DIY City


How can inhabitants interact with urban planners and affect the way their city evolves? How can they think, and propose, better solutions for urban problems in a horizontal way, adapted to the particularities of a district or neighboorhood, or building, instead of having an elite deciding what’s best for everyone?

DIYcity is a site where people from all over the world think about, talk about, and ultimately build tools for making their cities work better with web technologies. The result is an open source suite of tools that residents of any city, anywhere, can plug into and use to make their area better. This toolset, as it grows, becomes an initial version of a city/resident interface. This interface is the ultimate product, and the ultimate goal, of DIYcity.

Cityleft works for a new theoretical and practical scenario in urban planning. The new scenario is called Urbanism 3.0.

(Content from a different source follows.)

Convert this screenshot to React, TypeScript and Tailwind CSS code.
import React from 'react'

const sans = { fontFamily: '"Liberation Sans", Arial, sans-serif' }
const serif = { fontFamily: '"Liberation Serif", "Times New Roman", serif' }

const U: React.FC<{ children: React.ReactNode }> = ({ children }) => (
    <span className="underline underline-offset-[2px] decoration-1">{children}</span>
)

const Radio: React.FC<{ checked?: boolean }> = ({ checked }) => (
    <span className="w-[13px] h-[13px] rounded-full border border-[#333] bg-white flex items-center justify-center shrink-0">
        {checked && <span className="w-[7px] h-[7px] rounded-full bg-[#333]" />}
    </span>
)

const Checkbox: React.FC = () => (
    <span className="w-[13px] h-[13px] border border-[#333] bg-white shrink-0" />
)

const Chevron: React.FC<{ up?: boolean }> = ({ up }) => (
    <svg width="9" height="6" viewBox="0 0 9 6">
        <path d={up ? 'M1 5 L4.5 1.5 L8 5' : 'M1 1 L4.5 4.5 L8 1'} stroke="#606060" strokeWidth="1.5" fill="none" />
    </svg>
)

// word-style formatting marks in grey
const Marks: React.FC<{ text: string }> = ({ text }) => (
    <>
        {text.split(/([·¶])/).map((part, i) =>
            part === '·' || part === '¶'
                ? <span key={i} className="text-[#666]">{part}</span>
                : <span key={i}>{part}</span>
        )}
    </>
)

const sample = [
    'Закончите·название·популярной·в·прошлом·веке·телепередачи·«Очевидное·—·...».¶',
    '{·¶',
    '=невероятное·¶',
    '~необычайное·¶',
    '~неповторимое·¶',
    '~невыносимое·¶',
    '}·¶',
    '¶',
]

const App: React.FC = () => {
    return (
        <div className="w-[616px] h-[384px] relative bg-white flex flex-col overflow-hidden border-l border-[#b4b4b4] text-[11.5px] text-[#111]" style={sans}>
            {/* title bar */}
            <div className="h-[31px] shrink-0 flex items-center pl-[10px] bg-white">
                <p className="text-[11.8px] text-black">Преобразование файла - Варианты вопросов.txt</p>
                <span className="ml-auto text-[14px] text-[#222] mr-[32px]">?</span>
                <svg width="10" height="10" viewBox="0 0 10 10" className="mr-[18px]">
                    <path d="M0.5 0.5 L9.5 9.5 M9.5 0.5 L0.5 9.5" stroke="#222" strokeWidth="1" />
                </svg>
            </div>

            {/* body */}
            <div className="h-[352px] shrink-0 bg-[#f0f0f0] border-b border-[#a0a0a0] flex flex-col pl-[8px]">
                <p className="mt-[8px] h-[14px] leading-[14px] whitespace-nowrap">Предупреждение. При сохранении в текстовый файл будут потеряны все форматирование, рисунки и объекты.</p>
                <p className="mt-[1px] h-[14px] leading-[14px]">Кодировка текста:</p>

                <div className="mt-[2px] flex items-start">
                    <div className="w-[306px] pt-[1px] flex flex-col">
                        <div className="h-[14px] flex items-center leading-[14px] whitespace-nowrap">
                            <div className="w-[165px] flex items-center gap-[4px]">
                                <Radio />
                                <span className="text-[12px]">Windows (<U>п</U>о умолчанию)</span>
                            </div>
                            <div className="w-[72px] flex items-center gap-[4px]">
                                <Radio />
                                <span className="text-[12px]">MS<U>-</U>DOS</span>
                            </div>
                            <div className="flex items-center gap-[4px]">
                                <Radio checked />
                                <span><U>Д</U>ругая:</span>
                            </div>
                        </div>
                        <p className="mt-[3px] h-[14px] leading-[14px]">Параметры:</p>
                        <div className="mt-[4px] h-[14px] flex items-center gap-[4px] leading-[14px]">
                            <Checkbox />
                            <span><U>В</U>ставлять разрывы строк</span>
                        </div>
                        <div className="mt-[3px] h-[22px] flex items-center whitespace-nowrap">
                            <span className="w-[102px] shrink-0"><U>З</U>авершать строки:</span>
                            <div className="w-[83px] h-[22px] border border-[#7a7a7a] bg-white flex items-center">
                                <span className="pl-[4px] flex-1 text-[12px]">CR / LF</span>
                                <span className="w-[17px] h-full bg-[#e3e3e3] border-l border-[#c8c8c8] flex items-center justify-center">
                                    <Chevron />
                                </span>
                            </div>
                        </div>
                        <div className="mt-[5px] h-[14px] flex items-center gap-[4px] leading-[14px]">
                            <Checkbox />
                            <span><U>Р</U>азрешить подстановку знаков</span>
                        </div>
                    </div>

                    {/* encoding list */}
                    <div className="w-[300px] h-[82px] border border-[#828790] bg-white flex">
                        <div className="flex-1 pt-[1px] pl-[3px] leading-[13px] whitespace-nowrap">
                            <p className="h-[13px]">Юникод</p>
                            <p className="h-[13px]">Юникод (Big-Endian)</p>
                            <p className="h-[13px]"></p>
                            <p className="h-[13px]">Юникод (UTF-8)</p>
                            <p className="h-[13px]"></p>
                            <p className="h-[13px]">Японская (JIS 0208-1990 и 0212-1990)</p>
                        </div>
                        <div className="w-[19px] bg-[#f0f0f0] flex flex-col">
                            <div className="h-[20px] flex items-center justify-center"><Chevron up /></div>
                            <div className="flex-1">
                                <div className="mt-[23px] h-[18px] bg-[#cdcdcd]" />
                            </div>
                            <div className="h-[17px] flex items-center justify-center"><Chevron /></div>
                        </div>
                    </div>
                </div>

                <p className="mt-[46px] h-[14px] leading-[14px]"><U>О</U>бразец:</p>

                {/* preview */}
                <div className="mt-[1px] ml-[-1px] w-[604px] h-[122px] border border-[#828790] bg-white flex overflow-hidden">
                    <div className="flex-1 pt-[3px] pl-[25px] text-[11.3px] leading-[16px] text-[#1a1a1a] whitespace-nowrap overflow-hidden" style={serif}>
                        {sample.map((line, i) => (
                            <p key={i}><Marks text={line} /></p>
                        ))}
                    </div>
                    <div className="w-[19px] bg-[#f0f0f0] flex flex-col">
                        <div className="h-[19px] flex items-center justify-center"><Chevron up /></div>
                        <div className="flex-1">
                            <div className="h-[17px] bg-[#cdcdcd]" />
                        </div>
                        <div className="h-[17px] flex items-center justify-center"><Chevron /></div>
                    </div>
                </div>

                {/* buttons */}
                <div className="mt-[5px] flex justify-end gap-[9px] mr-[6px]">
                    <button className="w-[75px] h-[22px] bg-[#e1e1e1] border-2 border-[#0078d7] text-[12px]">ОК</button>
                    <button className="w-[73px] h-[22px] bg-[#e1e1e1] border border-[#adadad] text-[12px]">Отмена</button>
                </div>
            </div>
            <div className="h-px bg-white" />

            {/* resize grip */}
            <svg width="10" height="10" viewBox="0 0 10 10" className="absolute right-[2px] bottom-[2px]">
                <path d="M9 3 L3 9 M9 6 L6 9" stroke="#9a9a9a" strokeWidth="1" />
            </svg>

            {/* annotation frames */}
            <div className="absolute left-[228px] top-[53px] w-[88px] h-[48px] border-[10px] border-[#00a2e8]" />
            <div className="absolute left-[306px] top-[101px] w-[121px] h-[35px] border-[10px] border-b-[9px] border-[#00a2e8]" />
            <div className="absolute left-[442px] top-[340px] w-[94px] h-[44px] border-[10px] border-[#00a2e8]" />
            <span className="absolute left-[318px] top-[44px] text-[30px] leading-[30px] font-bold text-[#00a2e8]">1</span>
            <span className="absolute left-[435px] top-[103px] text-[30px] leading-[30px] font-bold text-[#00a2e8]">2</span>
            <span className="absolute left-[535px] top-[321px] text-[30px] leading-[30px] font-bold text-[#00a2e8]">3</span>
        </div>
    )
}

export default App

In Urbanism 3.0, Urban Art Interventions and Peer to Peer (P2P) projects are conceived to simulate alternative urban scenarios in public space capable to affect region making as well urban planning, involving the participation of a broad research community made of urbanists, social workers, NGOs, environmental artists, graphic designers, minorities, inhabitants, and so on.

The mention of anything 3.0 or 2.0 or whatever makes me cringe a little bit. We should drop the mentions of x.0 in our projects as this assumes that is the next, logical step in the evolution of a certain discipline, and inherently, excludes any other approaches. There are no hegemonic, totalizing, global solutions to problems or ways in which a discipline, science or cultural feature may evolve.